● **Aim**
Extract all lines containing "this".

++++ Raw records ++++

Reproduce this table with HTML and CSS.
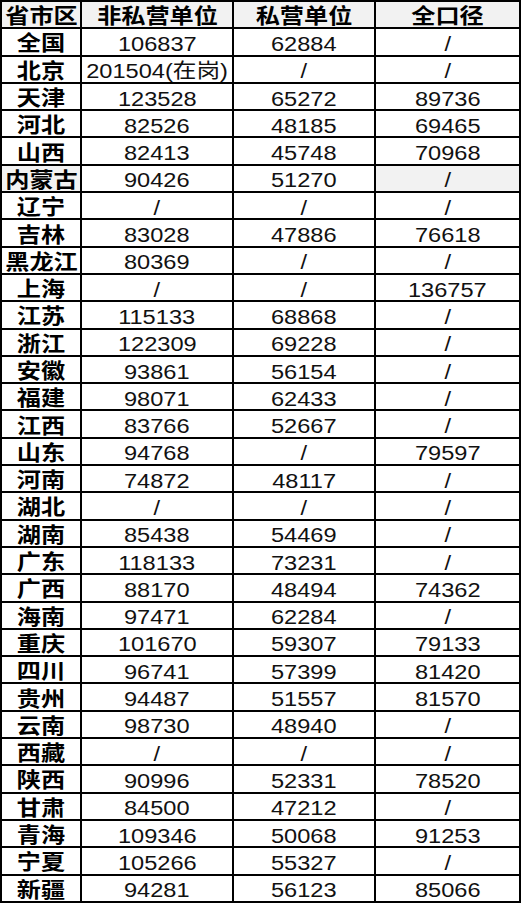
FILE: index.html
```html
<!DOCTYPE html>
<html lang="zh">
<head>
<meta charset="utf-8">
<title>平均工资</title>
<link rel="stylesheet" href="styles.css">
</head>
<body>
<table class="wage">
  <colgroup>
    <col class="c1"><col class="c2"><col class="c3"><col class="c4">
  </colgroup>
  <thead>
    <tr><th><span>省市区</span></th><th><span>非私营单位</span></th><th><span>私营单位</span></th><th><span>全口径</span></th></tr>
  </thead>
  <tbody>
    <tr><th><span>全国</span></th><td><span>106837</span></td><td><span>62884</span></td><td><span>/</span></td></tr>
    <tr><th><span>北京</span></th><td><span>201504(在岗)</span></td><td><span>/</span></td><td><span>/</span></td></tr>
    <tr><th><span>天津</span></th><td><span>123528</span></td><td><span>65272</span></td><td><span>89736</span></td></tr>
    <tr><th><span>河北</span></th><td><span>82526</span></td><td><span>48185</span></td><td><span>69465</span></td></tr>
    <tr><th><span>山西</span></th><td><span>82413</span></td><td><span>45748</span></td><td><span>70968</span></td></tr>
    <tr><th class="shade"><span>内蒙古</span></th><td><span>90426</span></td><td><span>51270</span></td><td class="shade"><span>/</span></td></tr>
    <tr><th><span>辽宁</span></th><td><span>/</span></td><td><span>/</span></td><td><span>/</span></td></tr>
    <tr><th><span>吉林</span></th><td><span>83028</span></td><td><span>47886</span></td><td><span>76618</span></td></tr>
    <tr><th><span>黑龙江</span></th><td><span>80369</span></td><td><span>/</span></td><td><span>/</span></td></tr>
    <tr><th><span>上海</span></th><td><span>/</span></td><td><span>/</span></td><td><span>136757</span></td></tr>
    <tr><th><span>江苏</span></th><td><span>115133</span></td><td><span>68868</span></td><td><span>/</span></td></tr>
    <tr><th><span>浙江</span></th><td><span>122309</span></td><td><span>69228</span></td><td><span>/</span></td></tr>
    <tr><th><span>安徽</span></th><td><span>93861</span></td><td><span>56154</span></td><td><span>/</span></td></tr>
    <tr><th><span>福建</span></th><td><span>98071</span></td><td><span>62433</span></td><td><span>/</span></td></tr>
    <tr><th><span>江西</span></th><td><span>83766</span></td><td><span>52667</span></td><td><span>/</span></td></tr>
    <tr><th><span>山东</span></th><td><span>94768</span></td><td><span>/</span></td><td><span>79597</span></td></tr>
    <tr><th><span>河南</span></th><td><span>74872</span></td><td><span>48117</span></td><td><span>/</span></td></tr>
    <tr><th><span>湖北</span></th><td><span>/</span></td><td><span>/</span></td><td><span>/</span></td></tr>
    <tr><th><span>湖南</span></th><td><span>85438</span></td><td><span>54469</span></td><td><span>/</span></td></tr>
    <tr><th><span>广东</span></th><td><span>118133</span></td><td><span>73231</span></td><td><span>/</span></td></tr>
    <tr><th><span>广西</span></th><td><span>88170</span></td><td><span>48494</span></td><td><span>74362</span></td></tr>
    <tr><th><span>海南</span></th><td><span>97471</span></td><td><span>62284</span></td><td><span>/</span></td></tr>
    <tr><th><span>重庆</span></th><td><span>101670</span></td><td><span>59307</span></td><td><span>79133</span></td></tr>
    <tr><th><span>四川</span></th><td><span>96741</span></td><td><span>57399</span></td><td><span>81420</span></td></tr>
    <tr><th><span>贵州</span></th><td><span>94487</span></td><td><span>51557</span></td><td><span>81570</span></td></tr>
    <tr><th><span>云南</span></th><td><span>98730</span></td><td><span>48940</span></td><td><span>/</span></td></tr>
    <tr><th><span>西藏</span></th><td><span>/</span></td><td><span>/</span></td><td><span>/</span></td></tr>
    <tr><th><span>陕西</span></th><td><span>90996</span></td><td><span>52331</span></td><td><span>78520</span></td></tr>
    <tr><th><span>甘肃</span></th><td><span>84500</span></td><td><span>47212</span></td><td><span>/</span></td></tr>
    <tr><th><span>青海</span></th><td><span>109346</span></td><td><span>50068</span></td><td><span>91253</span></td></tr>
    <tr><th><span>宁夏</span></th><td><span>105266</span></td><td><span>55327</span></td><td><span>/</span></td></tr>
    <tr><th><span>新疆</span></th><td><span>94281</span></td><td><span>56123</span></td><td><span>85066</span></td></tr>
  </tbody>
</table>
</body>
</html>
```

FILE: styles.css
```css
html, body {
  margin: 0;
  padding: 0;
  background: #ffffff;
}

.wage {
  border-collapse: collapse;
  table-layout: fixed;
  width: 521px;
  font-family: "Liberation Sans", "Noto Sans CJK SC", sans-serif;
  color: #111111;
}

.c1 { width: 80px; }
.c2 { width: 152px; }
.c3 { width: 142px; }
.c4 { width: 145px; }

.wage th,
.wage td {
  border: 2px solid #000000;
  padding: 0;
  height: 25.3px;
  text-align: center;
  vertical-align: middle;
  line-height: 1;
  white-space: nowrap;
  overflow: visible;
}

.wage td {
  font-size: 20px;
  font-weight: normal;
}

.wage td span {
  display: inline-block;
  transform: translateY(1.5px) scaleX(1.18);
}

.wage th {
  font-size: 21px;
  font-weight: bold;
  color: #000000;
}

.wage th span {
  display: inline-block;
  transform: translateY(1px) scaleX(1.15);
}

.wage thead th {
  background: #f2f2f2;
}

.wage .shade {
  background: #f2f2f2;
}
```
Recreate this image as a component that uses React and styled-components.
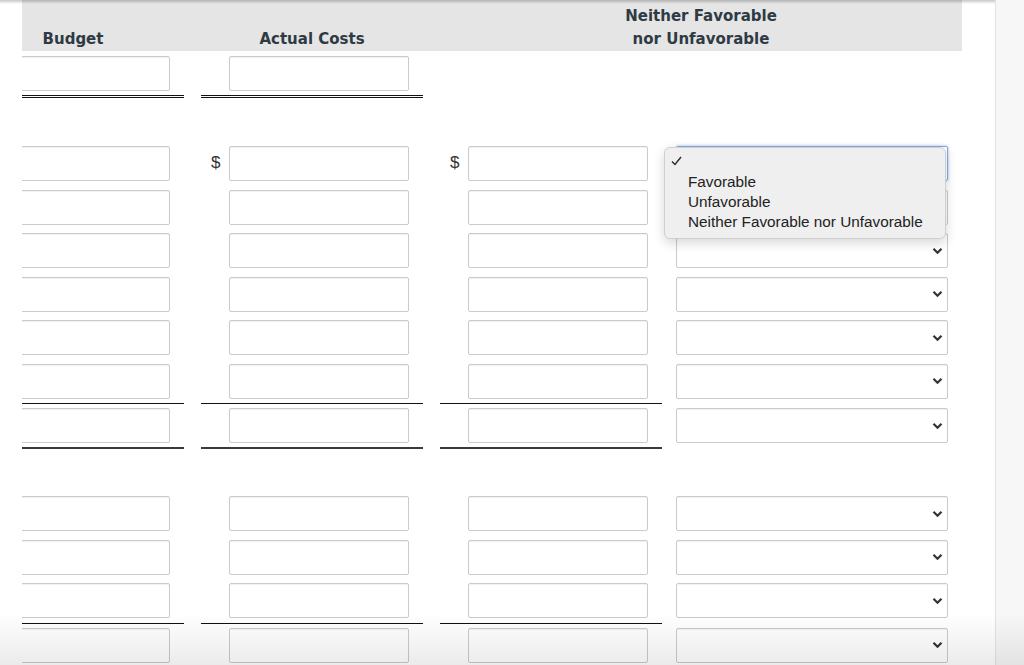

++++

● **Task answer**
Reproduce this table with HTML and CSS.
Recreate this image as a component that uses React and styled-components.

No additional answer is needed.